**** Data block

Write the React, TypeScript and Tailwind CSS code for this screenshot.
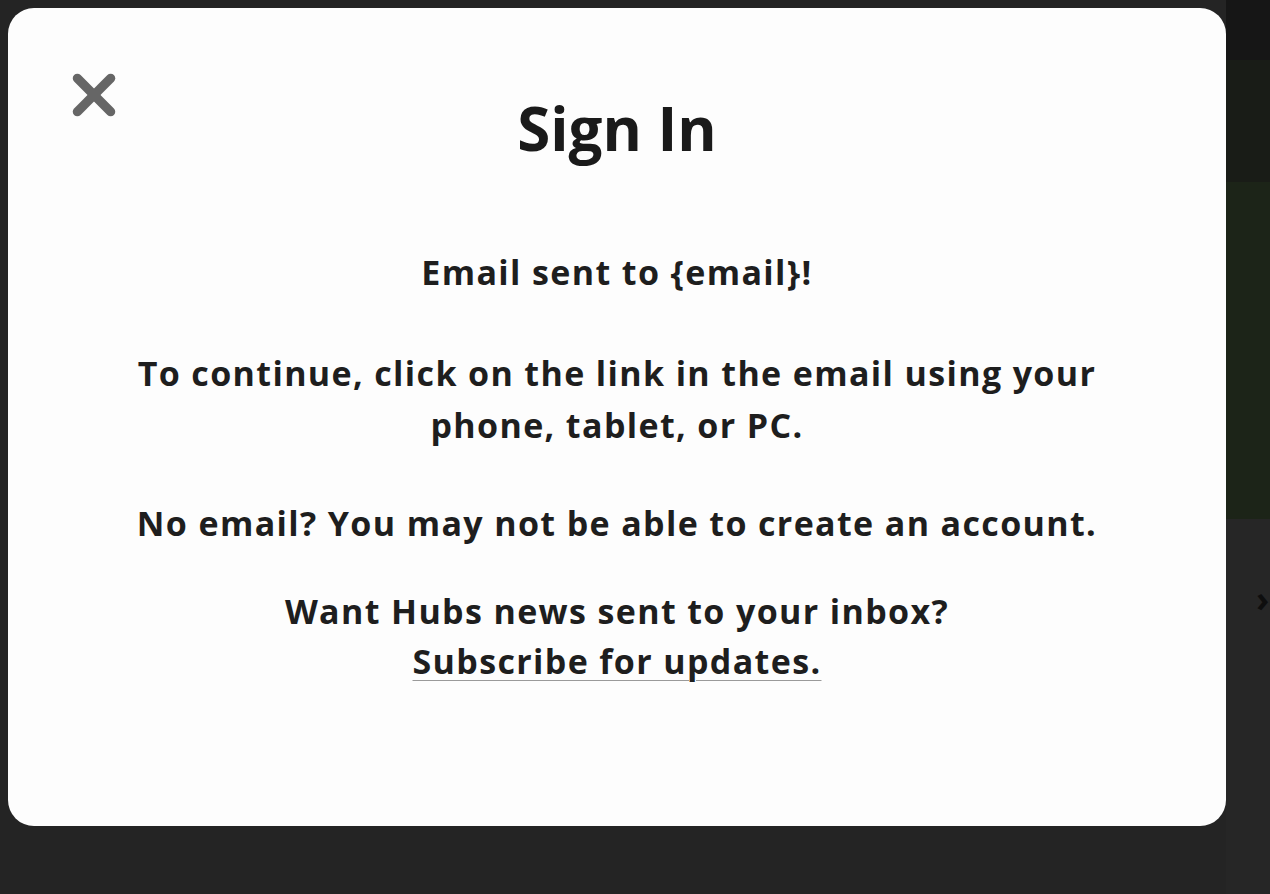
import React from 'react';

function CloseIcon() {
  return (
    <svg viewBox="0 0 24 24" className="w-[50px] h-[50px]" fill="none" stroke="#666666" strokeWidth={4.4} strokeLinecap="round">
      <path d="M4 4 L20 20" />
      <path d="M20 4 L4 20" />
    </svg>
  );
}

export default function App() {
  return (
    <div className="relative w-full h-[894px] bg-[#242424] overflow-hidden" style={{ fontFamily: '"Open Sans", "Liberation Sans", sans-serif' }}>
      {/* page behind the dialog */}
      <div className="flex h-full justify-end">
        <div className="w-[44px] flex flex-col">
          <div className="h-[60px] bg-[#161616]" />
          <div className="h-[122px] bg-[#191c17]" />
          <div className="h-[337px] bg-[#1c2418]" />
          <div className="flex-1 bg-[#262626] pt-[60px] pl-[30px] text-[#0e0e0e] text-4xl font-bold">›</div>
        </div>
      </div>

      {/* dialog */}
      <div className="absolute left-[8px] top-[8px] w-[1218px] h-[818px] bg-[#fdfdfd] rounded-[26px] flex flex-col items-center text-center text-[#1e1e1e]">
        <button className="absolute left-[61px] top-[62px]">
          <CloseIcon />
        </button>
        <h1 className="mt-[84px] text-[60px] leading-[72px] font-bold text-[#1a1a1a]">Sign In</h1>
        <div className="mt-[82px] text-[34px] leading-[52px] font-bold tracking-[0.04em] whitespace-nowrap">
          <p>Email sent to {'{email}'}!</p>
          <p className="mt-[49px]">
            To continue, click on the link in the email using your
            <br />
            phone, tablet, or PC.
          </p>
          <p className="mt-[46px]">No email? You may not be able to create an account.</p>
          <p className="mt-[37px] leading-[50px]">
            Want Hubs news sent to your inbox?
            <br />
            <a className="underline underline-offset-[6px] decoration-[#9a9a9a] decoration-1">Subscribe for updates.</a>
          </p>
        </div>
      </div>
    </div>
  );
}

********

**Description of the task**
Leave out any pictures and return exactly the lines from the beginning of the data through the line with "import React from 'react';", inclusive.

**Task answer**
Write the React, TypeScript and Tailwind CSS code for this screenshot.
import React from 'react';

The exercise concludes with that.